> _INFORMATION PROVIDED_:

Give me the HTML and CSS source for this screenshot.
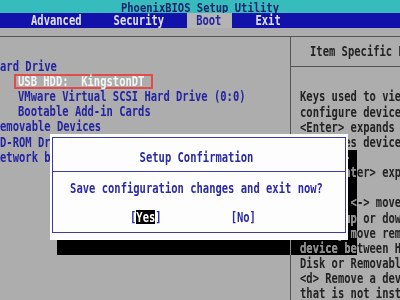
...
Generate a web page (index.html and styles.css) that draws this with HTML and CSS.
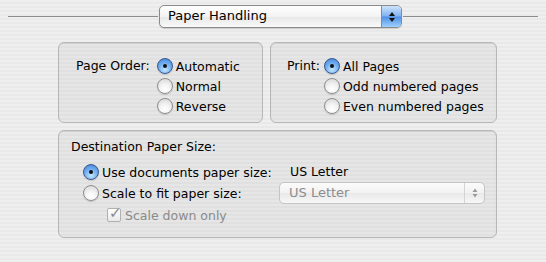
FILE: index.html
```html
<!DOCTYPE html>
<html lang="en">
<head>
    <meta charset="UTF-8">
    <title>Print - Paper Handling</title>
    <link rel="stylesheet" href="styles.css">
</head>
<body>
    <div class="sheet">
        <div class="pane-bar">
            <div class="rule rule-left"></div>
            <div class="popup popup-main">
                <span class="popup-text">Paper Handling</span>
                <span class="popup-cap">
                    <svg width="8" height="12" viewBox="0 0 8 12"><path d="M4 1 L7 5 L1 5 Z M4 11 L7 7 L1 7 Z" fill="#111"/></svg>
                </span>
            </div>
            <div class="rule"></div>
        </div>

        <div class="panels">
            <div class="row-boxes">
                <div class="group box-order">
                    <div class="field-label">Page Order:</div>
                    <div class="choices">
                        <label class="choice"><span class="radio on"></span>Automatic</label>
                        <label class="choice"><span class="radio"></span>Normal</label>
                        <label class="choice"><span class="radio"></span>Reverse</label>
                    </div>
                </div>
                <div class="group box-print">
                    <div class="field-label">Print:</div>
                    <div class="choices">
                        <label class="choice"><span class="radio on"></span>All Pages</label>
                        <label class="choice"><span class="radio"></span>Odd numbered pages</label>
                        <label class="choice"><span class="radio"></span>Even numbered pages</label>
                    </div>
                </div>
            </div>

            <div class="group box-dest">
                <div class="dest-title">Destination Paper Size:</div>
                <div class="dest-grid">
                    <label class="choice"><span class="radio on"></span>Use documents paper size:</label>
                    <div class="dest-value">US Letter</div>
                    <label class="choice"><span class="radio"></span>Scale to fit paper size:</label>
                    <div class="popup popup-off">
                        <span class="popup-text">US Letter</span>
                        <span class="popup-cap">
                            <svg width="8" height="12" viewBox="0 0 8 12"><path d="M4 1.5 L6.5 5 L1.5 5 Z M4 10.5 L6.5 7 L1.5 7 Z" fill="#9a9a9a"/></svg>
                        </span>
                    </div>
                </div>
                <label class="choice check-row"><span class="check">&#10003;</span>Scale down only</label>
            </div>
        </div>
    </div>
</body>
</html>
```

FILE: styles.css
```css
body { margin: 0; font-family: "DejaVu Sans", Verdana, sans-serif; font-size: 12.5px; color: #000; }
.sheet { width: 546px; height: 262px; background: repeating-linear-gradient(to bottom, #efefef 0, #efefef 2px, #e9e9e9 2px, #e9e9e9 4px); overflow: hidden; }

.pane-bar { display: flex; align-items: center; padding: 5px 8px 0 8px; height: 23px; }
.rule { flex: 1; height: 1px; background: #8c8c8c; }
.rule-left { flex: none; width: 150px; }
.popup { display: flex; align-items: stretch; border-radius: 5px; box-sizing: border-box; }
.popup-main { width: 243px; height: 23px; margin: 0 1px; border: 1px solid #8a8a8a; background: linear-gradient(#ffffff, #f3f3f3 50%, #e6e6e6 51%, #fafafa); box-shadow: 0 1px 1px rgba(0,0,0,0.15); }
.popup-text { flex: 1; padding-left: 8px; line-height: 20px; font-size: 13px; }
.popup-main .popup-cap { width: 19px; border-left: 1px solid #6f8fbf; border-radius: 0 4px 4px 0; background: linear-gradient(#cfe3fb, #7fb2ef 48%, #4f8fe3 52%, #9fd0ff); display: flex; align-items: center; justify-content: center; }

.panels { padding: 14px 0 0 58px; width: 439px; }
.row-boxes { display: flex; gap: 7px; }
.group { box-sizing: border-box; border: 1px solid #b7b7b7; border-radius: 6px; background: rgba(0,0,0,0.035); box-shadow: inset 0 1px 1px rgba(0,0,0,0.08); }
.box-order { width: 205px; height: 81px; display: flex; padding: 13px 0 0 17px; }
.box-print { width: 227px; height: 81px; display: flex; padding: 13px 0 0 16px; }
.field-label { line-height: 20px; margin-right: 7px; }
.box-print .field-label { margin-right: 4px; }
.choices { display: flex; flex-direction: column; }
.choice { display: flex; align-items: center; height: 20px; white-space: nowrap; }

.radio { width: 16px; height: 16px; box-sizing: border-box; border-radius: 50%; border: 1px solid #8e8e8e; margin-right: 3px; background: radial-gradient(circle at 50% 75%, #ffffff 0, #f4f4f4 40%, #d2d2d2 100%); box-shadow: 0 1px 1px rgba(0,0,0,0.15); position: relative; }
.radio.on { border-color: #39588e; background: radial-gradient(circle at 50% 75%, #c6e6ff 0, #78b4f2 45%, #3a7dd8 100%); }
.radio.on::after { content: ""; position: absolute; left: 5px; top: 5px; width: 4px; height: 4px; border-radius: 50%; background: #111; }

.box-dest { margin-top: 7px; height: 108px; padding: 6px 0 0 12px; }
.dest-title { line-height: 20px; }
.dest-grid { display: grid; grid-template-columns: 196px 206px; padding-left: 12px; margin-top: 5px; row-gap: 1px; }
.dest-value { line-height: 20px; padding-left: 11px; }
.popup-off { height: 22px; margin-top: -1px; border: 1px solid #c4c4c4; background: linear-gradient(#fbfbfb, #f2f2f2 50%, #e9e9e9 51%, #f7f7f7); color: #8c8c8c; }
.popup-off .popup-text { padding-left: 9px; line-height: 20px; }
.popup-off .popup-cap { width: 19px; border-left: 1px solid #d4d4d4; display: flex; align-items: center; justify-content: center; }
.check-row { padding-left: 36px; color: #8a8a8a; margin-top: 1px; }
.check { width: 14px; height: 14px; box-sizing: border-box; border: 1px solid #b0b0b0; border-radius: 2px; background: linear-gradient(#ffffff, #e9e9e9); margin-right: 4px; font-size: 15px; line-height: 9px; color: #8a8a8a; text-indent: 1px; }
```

> _EXERCISE GOAL_: Where a line of the material above holds the string "index", copy that line.

> _TASK RESPONSE_:
Generate a web page (index.html and styles.css) that draws this with HTML and CSS.
FILE: index.html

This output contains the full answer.